Justice Dept. changes course in battle over health care law

The Justice Department has reversed course on a key argument it has been using to defend the federal health care overhaul, a move that Liberty University says clears the way for a ruling on the merits in its case challenging the law. The department has argued in lower courts that a narrow section of U.S. code dealing with the power of Congress to levy taxes barred various legal challenges. The law requires that most taxes can be legally challenged only by someone who has paid the tax, applied for a refund and is dissatisfied with the refund.

A three-judge panel from the 4th Circuit Court of Appeals, which last month heard oral arguments in the two Virginia cases challenging the health care law, questioned whether the rule applied to Liberty University, which brought one of the suits, or to Virginia, on whose behalf state Attorney General Ken Cuccinelli is suing.

But the Justice Department joined with Liberty University and Cuccinelli in filing briefs with the court arguing that the rule should not apply.

“In the unique circumstances of this case, we do not believe that Congress intended a refund suit to be the sole recourse for a constitutional challenge to the minimum coverage provision,” lawyers for the Justice Department wrote.

The move was welcome news to university officials.

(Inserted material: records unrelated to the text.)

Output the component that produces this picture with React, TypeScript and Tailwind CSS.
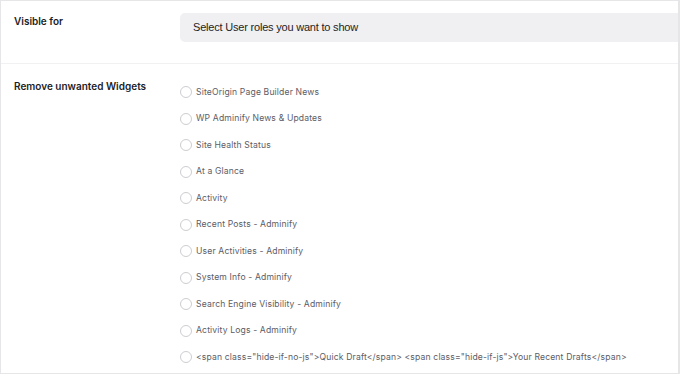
import React from "react";

const widgets = [
  "SiteOrigin Page Builder News",
  "WP Adminify News & Updates",
  "Site Health Status",
  "At a Glance",
  "Activity",
  "Recent Posts - Adminify",
  "User Activities - Adminify",
  "System Info - Adminify",
  "Search Engine Visibility - Adminify",
  "Activity Logs - Adminify",
  '<span class="hide-if-no-js">Quick Draft</span> <span class="hide-if-js">Your Recent Drafts</span>',
];

export default function App() {
  return (
    <div className="w-[680px] h-[375px] bg-white overflow-hidden font-['Inter',sans-serif]">
      <div className="h-[374px] border border-[#e6e6e8] border-r-2 overflow-hidden">
        {/* Visible for */}
        <div className="flex border-b border-[#f1f1f3] h-[63px]">
          <div className="w-[179px] shrink-0 pl-[13px] pt-[13px] text-[10px] font-semibold text-[#1d1d26]">
            Visible for
          </div>
          <div className="flex-1 pt-[12px]">
            <div className="h-[29px] bg-[#f0f0f2] rounded-l-[5px] flex items-center pl-[13px] text-[11px] tracking-[-0.2px] text-[#1e1e24] font-['Liberation_Sans',sans-serif]">
              Select User roles you want to show
            </div>
          </div>
        </div>

        {/* Remove unwanted Widgets */}
        <div className="flex">
          <div className="w-[179px] shrink-0 pl-[13px] pt-[15px] text-[10px] font-semibold text-[#1d1d26]">
            Remove unwanted Widgets
          </div>
          <div className="flex-1 pt-[15px] flex flex-col">
            {widgets.map((w) => (
              <label key={w} className="flex items-center h-[26.5px] gap-[4px] text-[8.6px] text-[#5c5c66] tracking-[0.15px]">
                <span className="w-[12px] h-[12px] rounded-full border border-[#cdcdd2] bg-white shrink-0" />
                <span className="whitespace-nowrap">{w}</span>
              </label>
            ))}
          </div>
        </div>
      </div>
    </div>
  );
}
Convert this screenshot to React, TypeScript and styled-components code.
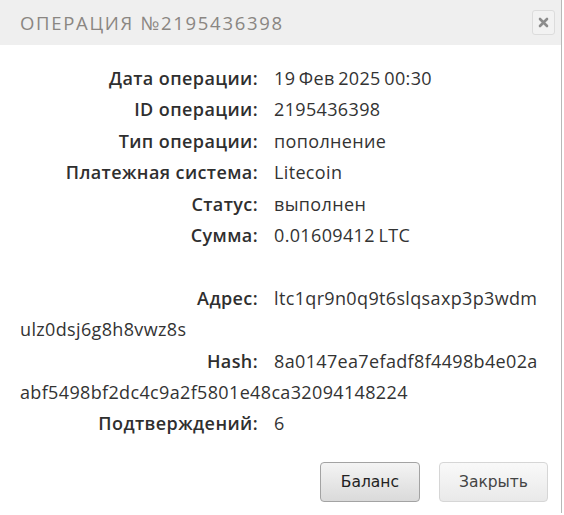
import React from 'react';
import styled, { createGlobalStyle } from 'styled-components';

interface Field {
  label: string;
  // long values are kept as the lines they are printed on
  value: string[];
}

const GlobalStyle = createGlobalStyle`
  html, body {
    margin: 0;
    padding: 0;
    background: #ffffff;
  }
`;

const Dialog = styled.div`
  width: 561px;
  height: 513px;
  border-right: 1px solid #b8b8b8;
  background: #ffffff;
  display: flex;
  flex-direction: column;
  font-family: 'Open Sans', 'Liberation Sans', sans-serif;
`;

const Header = styled.div`
  height: 45px;
  background: #efefef;
  display: flex;
  align-items: center;
  justify-content: space-between;
  padding: 0 6px 0 20px;
`;

const Title = styled.h2`
  margin: 0;
  font-size: 18.5px;
  font-weight: 400;
  letter-spacing: 1.7px;
  color: #8a8682;
  text-transform: uppercase;
`;

const CloseButton = styled.button`
  width: 23px;
  height: 25px;
  padding: 0;
  border: 1px solid #dcdcdc;
  border-radius: 3px;
  background: #f2f2f2;
  display: flex;
  align-items: center;
  justify-content: center;
  cursor: pointer;
`;

const Body = styled.div`
  padding: 18px 10px 0 20px;
  flex: 1;
`;

const Row = styled.div<{ $gapBefore?: boolean }>`
  font-size: 18px;
  line-height: 31.4px;
  color: #333333;
  letter-spacing: 0.35px;
  word-spacing: -1.5px;
  white-space: nowrap;
  margin-top: ${(p) => (p.$gapBefore ? '31.4px' : '0')};
`;

const Label = styled.span`
  display: inline-block;
  width: 238px;
  margin-right: 16px;
  text-align: right;
  font-weight: 600;
  letter-spacing: 0.4px;
  word-spacing: 0;
  color: #2f2f2f;
`;

const Footer = styled.div`
  display: flex;
  justify-content: flex-end;
  gap: 19px;
  padding: 0 13px 11px 0;
`;

const ActionButton = styled.button<{ $primary?: boolean }>`
  height: 40px;
  padding: 0 ${(p) => (p.$primary ? '20px' : '19px')};
  font-family: 'DejaVu Sans', 'Liberation Sans', sans-serif;
  font-size: 15.5px;
  color: ${(p) => (p.$primary ? '#222222' : '#444444')};
  border-radius: 4px;
  border: 1px solid ${(p) => (p.$primary ? '#a3a3a3' : '#d6d6d6')};
  background: ${(p) =>
    p.$primary
      ? 'linear-gradient(#f4f4f4, #dadada)'
      : 'linear-gradient(#f9f9f9, #e9e9e9)'};
  cursor: pointer;
`;

const topFields: Field[] = [
  { label: 'Дата операции:', value: ['19 Фев 2025 00:30'] },
  { label: 'ID операции:', value: ['2195436398'] },
  { label: 'Тип операции:', value: ['пополнение'] },
  { label: 'Платежная система:', value: ['Litecoin'] },
  { label: 'Статус:', value: ['выполнен'] },
  { label: 'Сумма:', value: ['0.01609412 LTC'] },
];

const chainFields: Field[] = [
  { label: 'Адрес:', value: ['ltc1qr9n0q9t6slqsaxp3p3wdm', 'ulz0dsj6g8h8vwz8s'] },
  { label: 'Hash:', value: ['8a0147ea7efadf8f4498b4e02a', 'abf5498bf2dc4c9a2f5801e48ca32094148224'] },
  { label: 'Подтверждений:', value: ['6'] },
];

const renderValue = (lines: string[]) =>
  lines.map((line, i) => (
    <React.Fragment key={i}>
      {i > 0 && <br />}
      {line}
    </React.Fragment>
  ));

const App: React.FC = () => {
  return (
    <>
      <GlobalStyle />
      <Dialog>
        <Header>
          <Title>Операция №2195436398</Title>
          <CloseButton aria-label="close">
            <svg width="11" height="11" viewBox="0 0 11 11">
              <path d="M2 2 L9 9 M9 2 L2 9" stroke="#8c8c8c" strokeWidth="2.6" strokeLinecap="round" />
            </svg>
          </CloseButton>
        </Header>
        <Body>
          {topFields.map((f) => (
            <Row key={f.label}>
              <Label>{f.label}</Label>
              {renderValue(f.value)}
            </Row>
          ))}
          {chainFields.map((f, i) => (
            <Row key={f.label} $gapBefore={i === 0}>
              <Label>{f.label}</Label>
              {renderValue(f.value)}
            </Row>
          ))}
        </Body>
        <Footer>
          <ActionButton $primary>Баланс</ActionButton>
          <ActionButton>Закрыть</ActionButton>
        </Footer>
      </Dialog>
    </>
  );
};

export default App;
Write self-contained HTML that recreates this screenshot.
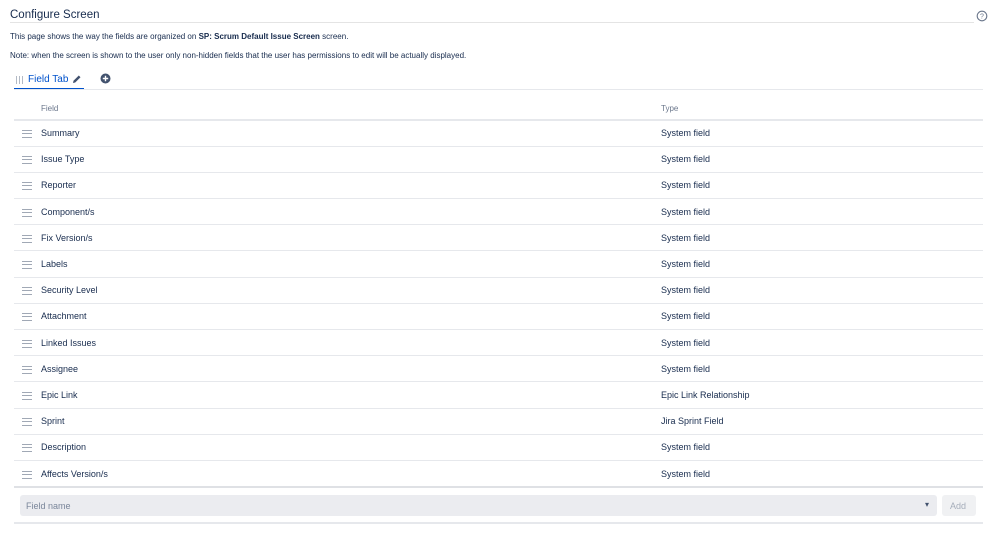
<!DOCTYPE html>
<html><head><meta charset="utf-8"><style>
body{margin:0;width:999px;height:539px;background:#fff;font-family:"Liberation Sans",sans-serif;color:#172b4d;position:relative;overflow:hidden}
.a{position:absolute;white-space:nowrap}
.t{font-size:9px}
.line{position:absolute;left:14px;width:969px;height:1px;background:#e6e8ec}
.h{position:absolute;left:22px;width:10px;height:6px;border-top:1px solid #a0a8b5;border-bottom:1px solid #a0a8b5}
.h:after{content:"";position:absolute;left:0;right:0;top:2px;height:1px;background:#a0a8b5}
.bar{position:absolute;top:76px;width:1px;height:8px;background:#b3bac5}
</style></head><body>
<div class="a" style="left:10px;top:9px;font-size:11.5px;color:#172b4d">Configure Screen</div>
<div style="position:absolute;left:10px;top:22px;width:964px;height:1px;background:#e4e4e4"></div>
<svg class="a" style="left:976px;top:10px" width="12" height="12" viewBox="0 0 12 12"><circle cx="6" cy="6" r="4.8" fill="none" stroke="#6b778c" stroke-width="1.1"/><text x="6" y="8.6" font-size="7" text-anchor="middle" fill="#6b778c" font-family="Liberation Sans">?</text></svg>
<div class="a t" style="left:10px;top:32px;font-size:8px">This page shows the way the fields are organized on <b>SP: Scrum Default Issue Screen</b> screen.</div>
<div class="a t" style="left:10px;top:51px;font-size:8px">Note: when the screen is shown to the user only non-hidden fields that the user has permissions to edit will be actually displayed.</div>
<div class="bar" style="left:16px"></div><div class="bar" style="left:19px"></div><div class="bar" style="left:22px"></div>
<div class="a" style="left:28px;top:74px;font-size:10px;color:#0052cc">Field Tab</div>
<svg class="a" style="left:72px;top:74px" width="10" height="10" viewBox="0 0 10 10"><path d="M1 9 L1.5 6.8 L6.8 1.5 L8.5 3.2 L3.2 8.5 Z" fill="#42526e"/></svg>
<div style="position:absolute;left:14px;top:88px;width:70px;height:2px;background:#0052cc"></div>
<svg class="a" style="left:100px;top:73px" width="11" height="11" viewBox="0 0 11 11"><circle cx="5.5" cy="5.5" r="5" fill="#42526e"/><path d="M5.5 2.8v5.4M2.8 5.5h5.4" stroke="#fff" stroke-width="1.4"/></svg>
<div style="position:absolute;left:14px;top:89px;width:969px;height:1px;background:#e6e8ec"></div>
<div class="a" style="left:41px;top:104px;font-size:8px;color:#6b778c">Field</div>
<div class="a" style="left:661px;top:104px;font-size:8px;color:#6b778c">Type</div>
<div class="line" style="top:119px;height:2px"></div>
<div id="rows"></div>
<script>
var r=[["Summary","System field"],["Issue Type","System field"],["Reporter","System field"],["Component/s","System field"],["Fix Version/s","System field"],["Labels","System field"],["Security Level","System field"],["Attachment","System field"],["Linked Issues","System field"],["Assignee","System field"],["Epic Link","Epic Link Relationship"],["Sprint","Jira Sprint Field"],["Description","System field"],["Affects Version/s","System field"]];
var h="";for(var i=0;i<r.length;i++){var y=121+i*26.2;
h+='<div class="h" style="top:'+(y+9)+'px"></div><div class="a t" style="left:41px;top:'+(y+7)+'px">'+r[i][0]+'</div><div class="a t" style="left:661px;top:'+(y+7)+'px">'+r[i][1]+'</div>';
if(i<r.length-1)h+='<div class="line" style="top:'+(y+24.5)+'px"></div>';}
document.getElementById("rows").innerHTML=h;
</script>
<div class="line" style="top:486px;height:2px;background:#dfe1e5"></div>
<div style="position:absolute;left:20px;top:495px;width:917px;height:21px;background:#ebecf0;border-radius:3px"></div>
<div class="a" style="left:26px;top:501px;font-size:9px;color:#7a869a">Field name</div>
<div class="a" style="left:925px;top:500px;font-size:8px;color:#42526e">▾</div>
<div style="position:absolute;left:942px;top:495px;width:34px;height:21px;background:#f0f1f3;border-radius:3px"></div>
<div class="a" style="left:950px;top:501px;font-size:9px;color:#a5adba">Add</div>
<div class="line" style="top:522px;height:2px;background:#e6e8ec"></div>
</body></html>
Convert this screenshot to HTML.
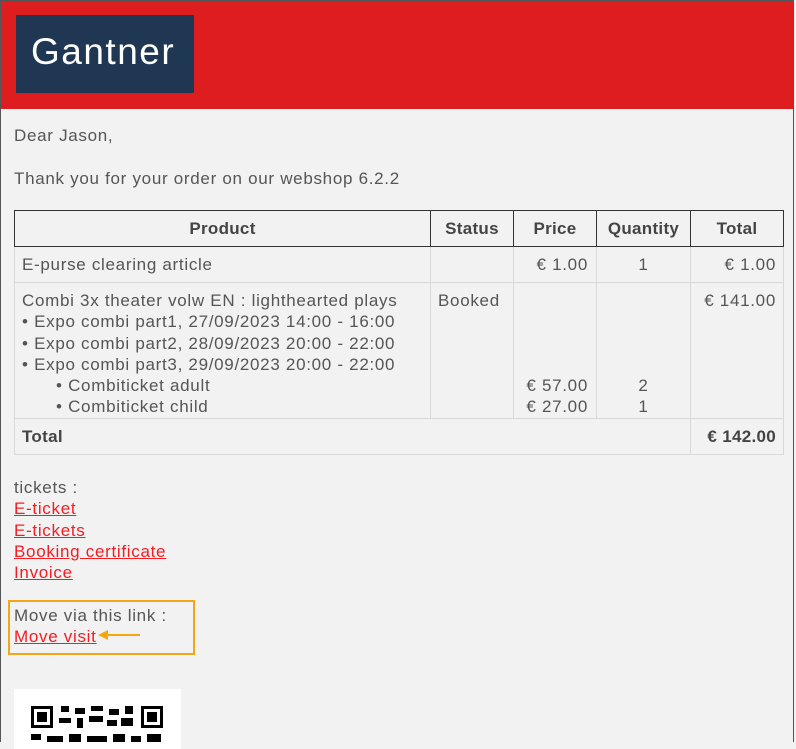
<!DOCTYPE html>
<html><head><meta charset="utf-8"><style>
*{margin:0;padding:0;box-sizing:border-box}
body{width:796px;height:742px;overflow:hidden;background:#f2f2f2;font-family:"Liberation Sans",Arial,sans-serif;font-size:17px;letter-spacing:0.7px;color:#555;position:relative}
.frame{position:absolute;left:0;top:0;width:794px;height:742px;border:1px solid #555;border-bottom:none}
.hdr{position:absolute;left:1px;top:1px;width:792px;height:108px;background:#de1d1f}
.logo{position:absolute;left:15px;top:14px;width:178px;height:78px;background:#1f3753;color:#fff;font-size:37px;line-height:74px;padding-left:15px;letter-spacing:1.5px}
.t{position:absolute;white-space:nowrap;line-height:21.3px}
a{color:#f31d22;text-decoration:underline}
.c{position:absolute;border:1px solid #d9d9d9}
.h{position:absolute;border:1px solid #333;font-weight:bold;text-align:center;line-height:35px;color:#444;letter-spacing:0.3px}
.r{text-align:right}
.qr{position:absolute;left:14px;top:689px;width:167px;height:60px;background:#fff}
</style></head><body>
<div class="frame"></div>
<div class="hdr"><div class="logo">Gantner</div></div>
<div class="t" style="left:14px;top:125px">Dear Jason,</div>
<div class="t" style="left:14px;top:168px">Thank you for your order on our webshop 6.2.2</div>

<div class="c" style="left:14px;top:246px;width:417px;height:37px"></div>
<div class="c" style="left:430px;top:246px;width:84px;height:37px"></div>
<div class="c" style="left:513px;top:246px;width:84px;height:37px"></div>
<div class="c" style="left:596px;top:246px;width:95px;height:37px"></div>
<div class="c" style="left:690px;top:246px;width:94px;height:37px"></div>
<div class="c" style="left:14px;top:282px;width:417px;height:137px"></div>
<div class="c" style="left:430px;top:282px;width:84px;height:137px"></div>
<div class="c" style="left:513px;top:282px;width:84px;height:137px"></div>
<div class="c" style="left:596px;top:282px;width:95px;height:137px"></div>
<div class="c" style="left:690px;top:282px;width:94px;height:137px"></div>
<div class="c" style="left:14px;top:418px;width:677px;height:37px"></div>
<div class="c" style="left:690px;top:418px;width:94px;height:37px"></div>

<div class="h" style="left:14px;top:210px;width:417px;height:37px">Product</div>
<div class="h" style="left:430px;top:210px;width:84px;height:37px">Status</div>
<div class="h" style="left:513px;top:210px;width:84px;height:37px">Price</div>
<div class="h" style="left:596px;top:210px;width:95px;height:37px">Quantity</div>
<div class="h" style="left:690px;top:210px;width:94px;height:37px">Total</div>

<div class="t" style="left:22px;top:254px">E-purse clearing article</div>
<div class="t r" style="left:513px;width:75px;top:254px">€ 1.00</div>
<div class="t" style="left:596px;width:95px;text-align:center;top:254px">1</div>
<div class="t r" style="left:690px;width:86px;top:254px">€ 1.00</div>

<div class="t" style="left:22px;top:290px">Combi 3x theater volw EN : lighthearted plays<br>• Expo combi part1, 27/09/2023 14:00 - 16:00<br>• Expo combi part2, 28/09/2023 20:00 - 22:00<br>• Expo combi part3, 29/09/2023 20:00 - 22:00<br><span style="padding-left:34px">• Combiticket adult</span><br><span style="padding-left:34px">• Combiticket child</span></div>
<div class="t" style="left:438px;top:290px">Booked</div>
<div class="t r" style="left:513px;width:75px;top:375px">€ 57.00<br>€ 27.00</div>
<div class="t" style="left:596px;width:95px;text-align:center;top:375px">2<br>1</div>
<div class="t r" style="left:690px;width:86px;top:290px">€ 141.00</div>

<div class="t" style="left:22px;top:426px;font-weight:bold;color:#444;letter-spacing:0.3px">Total</div>
<div class="t r" style="left:690px;width:86px;top:426px;font-weight:bold;color:#444;letter-spacing:0.3px">€ 142.00</div>

<div class="t" style="left:14px;top:477px">tickets :<br><a>E-ticket</a><br><a>E-tickets</a><br><a>Booking certificate</a><br><a>Invoice</a></div>

<div style="position:absolute;left:8px;top:600px;width:187px;height:55px;border:2px solid #f3a712"></div>
<div class="t" style="left:14px;top:605px">Move via this link :<br><a>Move visit</a></div>
<svg style="position:absolute;left:96px;top:628px" width="46" height="14"><path d="M44 7H10" stroke="#f3a712" stroke-width="2"/><path d="M2 7L12 2V12Z" fill="#f3a712"/></svg>

<div class="qr"><svg style="position:absolute;left:17px;top:17px" width="132" height="40">
<g fill="#000">
<rect x="0" y="0" width="22" height="22"/><rect x="110" y="0" width="22" height="22"/>
<rect x="30" y="0" width="8" height="6"/><rect x="44" y="2" width="10" height="6"/><rect x="60" y="0" width="12" height="5"/><rect x="78" y="3" width="10" height="6"/><rect x="94" y="0" width="8" height="8"/>
<rect x="28" y="12" width="12" height="5"/><rect x="46" y="12" width="6" height="10"/><rect x="58" y="10" width="14" height="6"/><rect x="76" y="14" width="10" height="6"/><rect x="90" y="12" width="12" height="8"/>
<rect x="0" y="28" width="10" height="6"/><rect x="16" y="30" width="16" height="6"/><rect x="38" y="28" width="12" height="8"/><rect x="56" y="30" width="20" height="6"/><rect x="82" y="28" width="12" height="8"/><rect x="100" y="30" width="10" height="6"/><rect x="116" y="28" width="14" height="8"/>
</g>
<g fill="#fff"><rect x="3" y="3" width="16" height="16"/><rect x="113" y="3" width="16" height="16"/></g>
<g fill="#000"><rect x="6" y="6" width="10" height="10"/><rect x="116" y="6" width="10" height="10"/></g>
</svg></div>
</body></html>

“I think this development clears the deck for the court of appeals to address the merits of this case now,” said Mathew Staver, dean of Liberty University’s School of Law. “I think that’s what everyone wants.”

The Justice Department had also challenged the state’s legal standing to bring the lawsuit. But Cuccinelli has argued that Virginia had standing to challenge the reforms because the state legislature passed a state law in 2010 stipulating that Virginians cannot be forced to purchase health insurance, as the federal reforms would require.

“The government is now doing the best they can in putting together a case they’ll be confident arguing in front of the Supreme Court,” said Stephen Presser, a Northwestern University law professor. “To spend time with arguments that don’t go to the merits … is a bad idea and I think the government has understood that.”